Thursday, September 1, 2011

Joe's Take: Whose Child?

Who should shape the worldview and moral code of children -- parents or the state? That issue, which dates back at least to Plato, was raised anew by the recent story about the New Jersey school district that, to the distress of parents, assigned books with steamy sex scenes and vulgar language for summer reading.

When societies debate the role of parents and government in raising children, schools are often at the center of the swirl, and for good reason. Schools are powerful conveyors of values and culture, transmitting an ethos that can support or erode what is taught at home. There is justifiable cause for concern when public schools fill the minds of children with images, words, and ideas at variance with the values of their parents.

In a talk two years back at the National Press Club, John E. Coons, professor emeritus at Berkeley Law, listed some of the topics about which children can receive conflicting messages at school: sex, euthanasia, animal rights, war, the environment, abortion, gay marriage, health care, Al Gore movies, scientism, Columbus, and corporate greed. And that’s just for starters!

Schools, said Coons, “teach a rich lottery of values, and to the extent that this is true, the child of the not-so-rich parent takes moral pot luck.” He argued that providing parents with greater choice in education would enable them to choose the values to which their children are exposed and help them ensure that what is taught at school comports with what they teach at home.

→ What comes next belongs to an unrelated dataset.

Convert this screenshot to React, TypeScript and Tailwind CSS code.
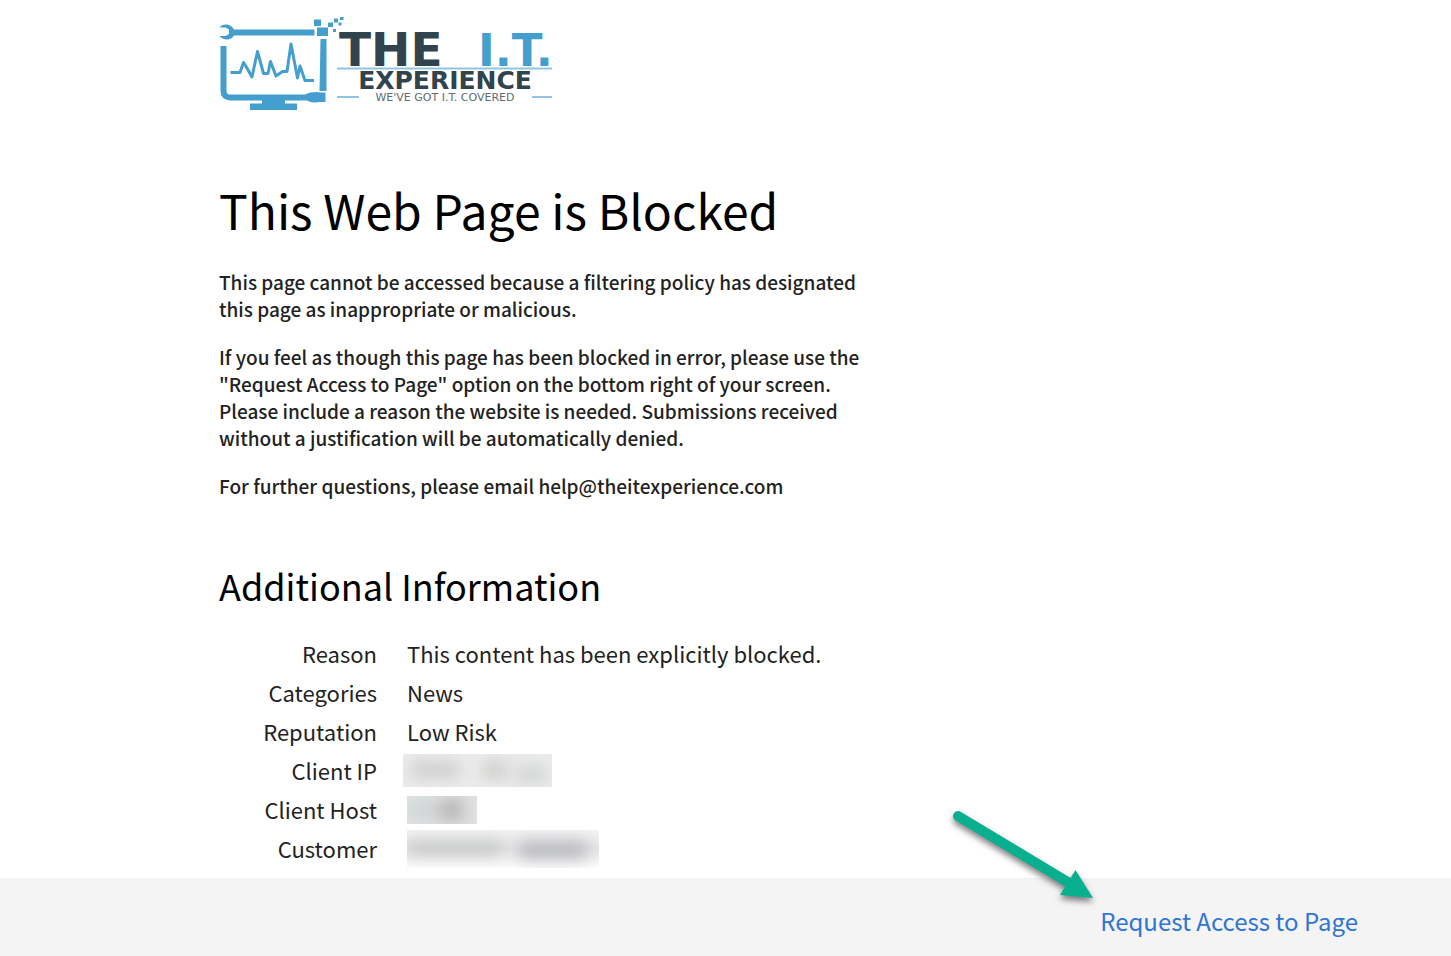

Thirty-five years ago, Stephen Arons, professor of legal studies at the University of Massachusetts at Amherst, struck the same theme of providing parents choice as a means of protection against state intrusion on their right to raise children in accordance with their beliefs and values. In a classic essay for Harvard Educational Review in 1976 titled “The Separation of School and State: Pierce Reconsidered,” Arons wrote that when a public school attempts “to inculcate values that a particular family may find abhorrent to its own basic beliefs and way of life,” the family is faced with the choice of “(1) abandoning its beliefs in order to gain the benefit of a state-subsidized education, or (2) forfeiting the proffered government benefit in order to preserve the family belief structure from government interference.” There’s a bit of a problem, however. “Conditioning the provision of government benefits upon the sacrifice of fundamental rights” is unconstitutional.

Arons concludes that “compulsory education may have to be revised to eliminate its economically discriminatory nature and to preserve freedom of belief for families in search of adequate education.” No doubt many parents in the offending New Jersey school district would welcome such preservation of their freedom right now.